[PATCH 4/7] memcg : fix charge function of THP allocation.

linux-mm.kvack.org archive mirror
 help / color / mirror / Atom feed

From: KAMEZAWA Hiroyuki <kamezawa.hiroyu@jp.fujitsu.com>
To: KAMEZAWA Hiroyuki <kamezawa.hiroyu@jp.fujitsu.com>
Cc: "linux-mm@kvack.org" <linux-mm@kvack.org>,
	"linux-kernel@vger.kernel.org" <linux-kernel@vger.kernel.org>,
	"nishimura@mxp.nes.nec.co.jp" <nishimura@mxp.nes.nec.co.jp>,
	"hannes@cmpxchg.org" <hannes@cmpxchg.org>,
	"balbir@linux.vnet.ibm.com" <balbir@linux.vnet.ibm.com>,
	"akpm@linux-foundation.org" <akpm@linux-foundation.org>
Subject: [PATCH 4/7] memcg : fix charge function of THP allocation.
Date: Fri, 21 Jan 2011 15:44:30 +0900	[thread overview]
Message-ID: <20110121154430.70d45f15.kamezawa.hiroyu@jp.fujitsu.com> (raw)
In-Reply-To: <20110121153431.191134dd.kamezawa.hiroyu@jp.fujitsu.com>

From: KAMEZAWA Hiroyuki <kamezawa.hiroyu@jp.fujitsu.com>

When THP is used, Hugepage size charge can happen. It's not handled
correctly in mem_cgroup_do_charge(). For example, THP can fallback
to small page allocation when HUGEPAGE allocation seems difficult
or busy, but memory cgroup doesn't understand it and continue to
try HUGEPAGE charging. And the worst thing is memory cgroup
believes 'memory reclaim succeeded' if limit - usage > PAGE_SIZE.
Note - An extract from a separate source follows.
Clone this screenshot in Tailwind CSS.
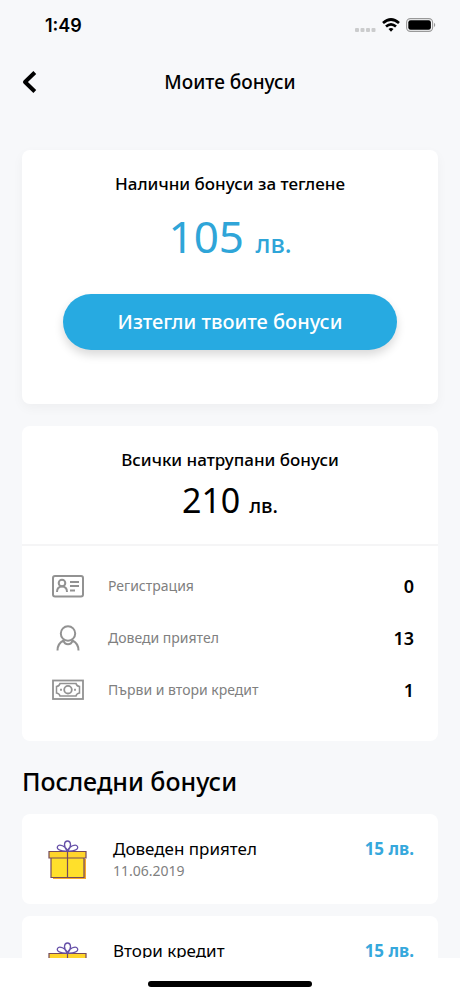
<!DOCTYPE html>
<html lang="bg">
<head>
<meta charset="utf-8">
<meta name="viewport" content="width=device-width, initial-scale=1">
<title>Моите бонуси</title>
<script src="https://cdn.jsdelivr.net/npm/@tailwindcss/browser@4"></script>
</head>
<body class="flex h-dvh flex-col overflow-hidden bg-white font-['Noto_Sans','Open_Sans',sans-serif] text-black">
<svg class="hidden" aria-hidden="true">
  <symbol id="gift" viewBox="0 0 40 40">
    <path d="M5 19H38V39H5Z" fill="#f7a928"/>
    <path d="M3 17H36V37.500H3Z" fill="#ffe02b"/>
    <path d="M1 11.500H38V18H1Z" fill="#ffd52b"/>
    <path d="M1 11.500H38V18H1ZM3 18V37.500H36V18M19.500 11.500V37.500" fill="none" stroke="#754a5c" stroke-width="1.200"/>
    <path d="M19.500 11C15 6.500 16 1 19.500 1S24 6.500 19.500 11ZM19.500 11C18 6 11 3.500 9.500 6.500S14 11.500 19.500 11ZM19.500 11C21 6 28 3.500 29.500 6.500S25 11.500 19.500 11Z" fill="#fff" stroke="#6650a8" stroke-width="1.300"/>
  </symbol>
</svg>

<div class="flex min-h-0 flex-1 flex-col overflow-hidden bg-[#f7f8fa]">
  <div class="flex h-[50px] shrink-0 items-center justify-between pr-6 pl-[45px]">
    <time class="pt-[2px] font-['Inter',sans-serif] text-lg font-semibold">1:49</time>
    <div class="flex items-center gap-[6px]">
      <svg class="h-[14px] w-[21px]" viewBox="0 0 21 14" fill="#cbcccd"><rect y="10" width="4" height="4" rx="1"/><rect x="5.500" y="10" width="4" height="4" rx="1"/><rect x="11" y="10" width="4" height="4" rx="1"/><rect x="16.500" y="10" width="4" height="4" rx="1"/></svg>
      <svg class="h-[14px] w-[18px]" viewBox="0 0 18 14" fill="none" stroke="#000" stroke-width="2.700"><path d="M1 5Q9-2 17 5M4 8.500Q9 4.200 14 8.500"/><path d="M6.500 11Q9 9 11.500 11L9 13.700Z" fill="#000" stroke="none"/></svg>
      <svg class="h-[14px] w-[30px]" viewBox="0 0 30 14"><rect x=".6" y=".6" width="26" height="12.800" rx="3.800" fill="none" stroke="#999" stroke-width="1.100"/><rect x="2.300" y="2.300" width="22.600" height="9.400" rx="2.300"/><path d="M28 4.800Q30.500 7 28 9.200Z" fill="#999"/></svg>
    </div>
  </div>
  <header class="grid h-16 shrink-0 grid-cols-[1fr_auto_1fr] items-center px-[22px]">
    <button type="button" aria-label="Назад" class="justify-self-start"><svg class="h-6 w-4" viewBox="0 0 16 24" fill="none" stroke="#000" stroke-width="4" stroke-linejoin="round"><path d="M12.800 2.500L3 12L12.800 21.500"/></svg></button>
    <h1 class="text-[19px] leading-7 font-medium">Моите бонуси</h1>
  </header>

  <main class="flex flex-col px-[22px] pt-9">
    <section class="rounded-lg bg-white px-[41px] pt-[22px] pb-[54px] text-center shadow-[0_4px_12px_rgb(0_0_0/0.04)]">
      <h2 class="text-[17px] leading-6 font-medium">Налични бонуси за теглене</h2>
      <p class="mt-[10px] text-[44px] leading-[60px] text-[#2fa5d8]">105 <span class="text-[25px] leading-none font-medium">лв.</span></p>
      <button type="button" class="mt-7 block h-14 w-full rounded-full bg-[#27aae1] text-xl font-medium text-white shadow-[0_5px_10px_rgb(0_0_0/0.15)]">Изтегли твоите бонуси</button>
    </section>

    <section class="mt-[22px] rounded-lg bg-white">
      <div class="border-b-2 border-[#f5f5f6] pt-[22px] pb-5 text-center">
        <h2 class="text-[17px] leading-6 font-medium">Всички натрупани бонуси</h2>
        <p class="mt-1 text-[34px] leading-[48px]">210 <span class="text-xl font-medium">лв.</span></p>
      </div>
      <dl class="flex flex-col pt-[14px] pr-6 pb-[25px] pl-[29px] text-[#808080]">
        <div class="flex h-[52px] items-center">
          <svg class="h-8 w-[34px]" viewBox="0 0 34 32" fill="none" stroke="#929292" stroke-width="2"><rect x="2" y="6" width="30" height="20.500" rx="2"/><circle cx="11" cy="13" r="3.300"/><path d="M6 22Q6 16.500 11 16.500T16 22M19 12H28M19 16H28M19 20.500H24"/></svg>
          <dt class="ml-[23px] flex-1 text-sm">Регистрация</dt><dd class="text-lg font-semibold text-black">0</dd>
        </div>
        <div class="flex h-[52px] items-center">
          <svg class="h-8 w-[34px]" viewBox="0 0 34 32" fill="none" stroke="#929292" stroke-width="2"><circle cx="17" cy="11.500" r="7.200"/><path d="M6.500 28.500Q6.500 21.500 12.500 18.500Q13.500 22.300 17 22.300T21.500 18.500Q27.500 21.500 27.500 28.500"/></svg>
          <dt class="ml-[23px] flex-1 text-sm">Доведи приятел</dt><dd class="text-lg font-semibold text-black">13</dd>
        </div>
        <div class="flex h-[52px] items-center">
          <svg class="h-8 w-[34px]" viewBox="0 0 34 32" fill="none" stroke="#929292" stroke-width="1.800"><rect x="2" y="6.500" width="30" height="18.500"/><path d="M9 9.500H25Q25.500 12 28.500 12.500V19Q25.500 19.500 25 22H9Q8.500 19.500 5.500 19V12.500Q8.500 12 9 9.500Z" stroke-width="1.500"/><circle cx="17" cy="15.700" r="3.800"/><path d="M10 14.700v2M24 14.700v2"/></svg>
          <dt class="ml-[23px] flex-1 text-sm">Първи и втори кредит</dt><dd class="text-lg font-semibold text-black">1</dd>
        </div>
      </dl>
    </section>

    <h2 class="mt-[22px] text-[25px] leading-9 font-medium">Последни бонуси</h2>
    <ul class="mt-[15px] flex flex-col gap-3">
      <li class="flex h-[90px] items-start rounded-lg bg-white pt-6 pr-6 pl-[26px]">
        <svg class="mt-[2px] h-10 w-10"><use href="#gift"/></svg>
        <div class="ml-[25px] flex-1"><h3 class="text-[17px] leading-[22px]">Доведен приятел</h3><p class="text-sm leading-[22px] text-[#808080]">11.06.2019</p></div>
        <p class="text-[17px] leading-[22px] font-bold text-[#36a8dc]">15 лв.</p>
      </li>
      <li class="flex h-[90px] items-start rounded-lg bg-white pt-6 pr-6 pl-[26px]">
        <svg class="mt-[2px] h-10 w-10"><use href="#gift"/></svg>
        <div class="ml-[25px] flex-1"><h3 class="text-[17px] leading-[22px]">Втори кредит</h3></div>
        <p class="text-[17px] leading-[22px] font-bold text-[#36a8dc]">15 лв.</p>
      </li>
    </ul>
  </main>
</div>
<footer class="flex h-[38px] shrink-0 items-end justify-center bg-white pb-[9px]"><div class="h-[6px] w-[164px] rounded-full bg-black"></div></footer>
</body>
</html>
By this, khugepaged etc...can goes into inifinite reclaim loop
if tasks in memcg are busy.

After this patch 
 - Hugepage allocation will fail if 1st trial of page reclaim fails.
 - distinguish THP allocaton from Bached allocation. 

Signed-off-by: KAMEZAWA Hiroyuki <kamezawa.hiroyu@jp.fujitsu.com>
---
 mm/memcontrol.c |   51 +++++++++++++++++++++++++++++++++++----------------
 1 file changed, 35 insertions(+), 16 deletions(-)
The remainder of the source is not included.